Let's train SEAE with Fast.ai

In [None]:
import os
import torch
from torch import nn
from torch.autograd import Variable
from torch.utils.data import DataLoader
from torchaudio import transforms
from torch.utils.data.sampler import SubsetRandomSampler
from data import SpeechDataset
import time
from model import Autoencoder
from transformer import Transformer
import pdb
import matplotlib.pyplot as plt
from pypesq import pesq
import torch.nn.functional as F
import torchaudio
from tqdm.notebook import trange, tqdm
from IPython.display import Audio
from fastai.vision import *
import numpy as np

In [None]:
EXPLORE = True

In [None]:
batch_size = 128

In [None]:
dataset = SpeechDataset('data/clean/360/', 'data/noise/', window_size=16384, overlap=50, snr=10)

dataset_size = len(dataset)
if EXPLORE:
    dataset_size = batch_size * 3
indices = list(range(dataset_size))
validation_split = .2
split = int(np.floor(validation_split * dataset_size))
train_indices, val_indices = indices[split:], indices[:split]

train_sampler = SubsetRandomSampler(train_indices)
valid_sampler = SubsetRandomSampler(val_indices)

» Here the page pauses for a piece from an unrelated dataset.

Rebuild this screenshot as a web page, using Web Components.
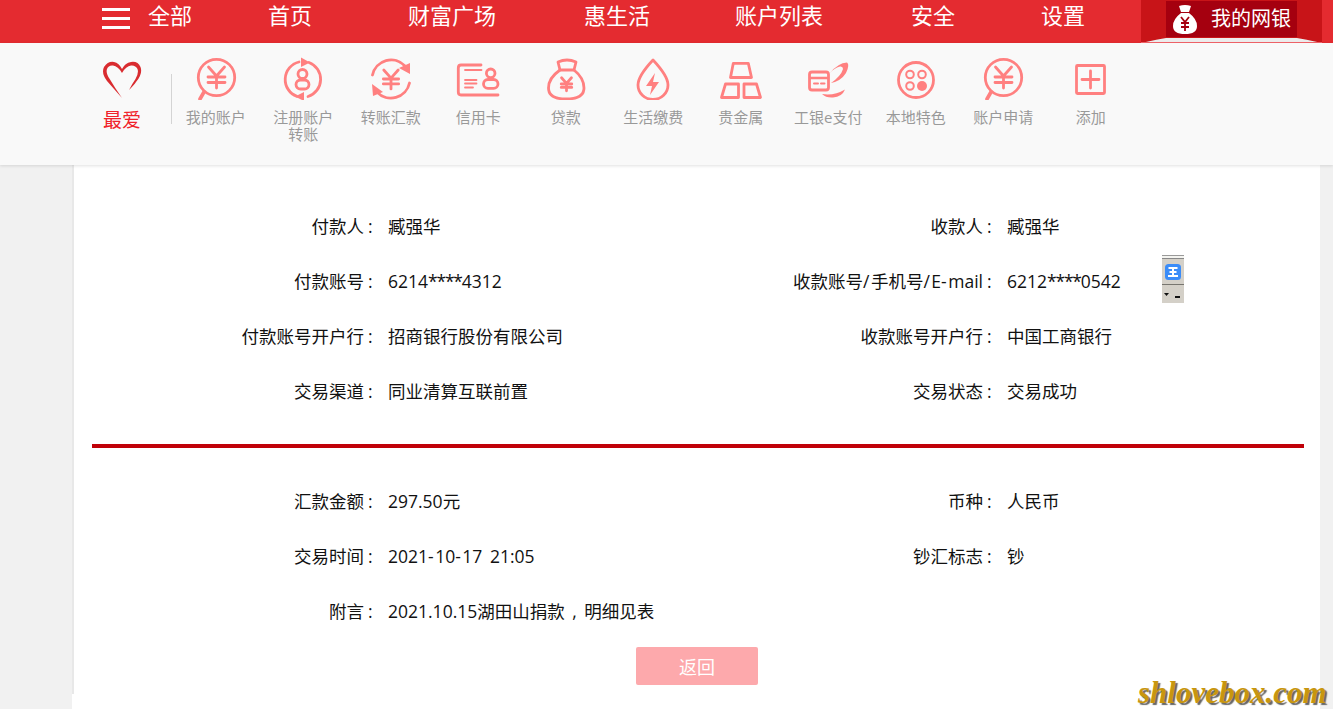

train_loader = DataLoader(dataset, batch_size=batch_size, sampler=train_sampler)
validation_loader = DataLoader(dataset, batch_size=batch_size, sampler=valid_sampler)

In [None]:
model = Autoencoder(bs=batch_size).cuda()

In [None]:
# Implementation of https://arxiv.org/pdf/1903.03107v1.pdf 
def weightedSDR(output, target):
    output = output.view(-1, 16384)
    target = target.view(-1, 16384)
    
    dot_product = torch.sum(output * target)
    loss = (-1 * dot_product) / (torch.norm(target) * torch.norm(output))
    
    return loss

In [None]:
data = DataBunch(train_loader, validation_loader)
learner = Learner(data, model, opt_func=torch.optim.RMSprop, loss_func=root_mean_squared_error, callback_fns=ShowGraph)

In [None]:
learner.lr_find()

In [None]:
learner.recorder.plot()

In [None]:
learner.fit_one_cycle(20, 1e-5)

In [None]:
learner.fit_one_cycle(100, 1e-5)

In [None]:
torch.save(model.state_dict(), f'models/attn_3_cycle.pth')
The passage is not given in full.